5. Two months’ time from the date of the receipt of records is allowed for submission of findings, and ten days for objections.

Napier, J.,

6. I concur in the order proposed by my learned brother and reserve the consideration of the principles to be applied until the return of the findings.

7. In compliance with the above order, the District Judge of Ramnad submitted a negative finding on the first issue and an affirmative finding on the second issue.


8. The 2nd defendant’s sons, though they obtained their father’s interest in the plaint properties by survivorship, might be treated as properly added as his legal representatives for the purposes of the Code of Civil Procedure in this suit brought on a personal contract by their father and they will also be liable as legal representatives to fulfil that contract in the place of their father if that contract was, according to the Hindu Law, binding on them.

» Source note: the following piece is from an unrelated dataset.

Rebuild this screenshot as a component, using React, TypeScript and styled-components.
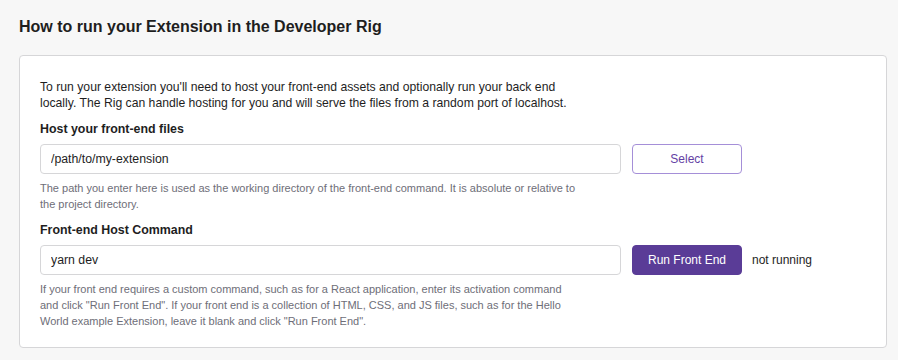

10. There is nothing in the plaint to indicate that the plaint contract was entered into for any such family necessity as will be binding on the undivided minor sons of the 2nd defendant. The plaintiff ought to have, strictly speaking, made the sons of the 2nd defendant also parties to the suit from the beginning, as they were interested in the properties in respect of which he wished to obtain a sale-deed [see Section 27, Clause (c) of the Specific Relief Act.]

11. The plaintiff’s learned Vakil argued that it is possible that the plaint lands are the self-acquisitions of the defendants Nos. 1 and 2 and that the 2nd defendant’s sons are only entitled to their father’s half share as his heirs in the strict sense. There is, no doubt, such a possibility though the probability seems to point the other way.

12. One of us was to some extent prepared at the former hearing in this case to use the discretionary power of the Court to decree specific performance in the plaintiff’s favour even though plaintiff did not prove the particular contract set up by him But having regard to the further difficulties raised by the contention now put forward by the minor sons of the deceased 2nd defendant who are, having regard to the presumptions of Hindu Law. prima facie, not bound by the contract of their father to sell his share in the plaint lands, we are of opinion that the Court’s discretion will be more properly exercised by refusing specific performance in plaintiff’s favour.

13. In the result the lower Appellate Court’s decree so far as it -dismisses the suit is confirmed but as to the question of costs, the parties to bear their respective costs throughout.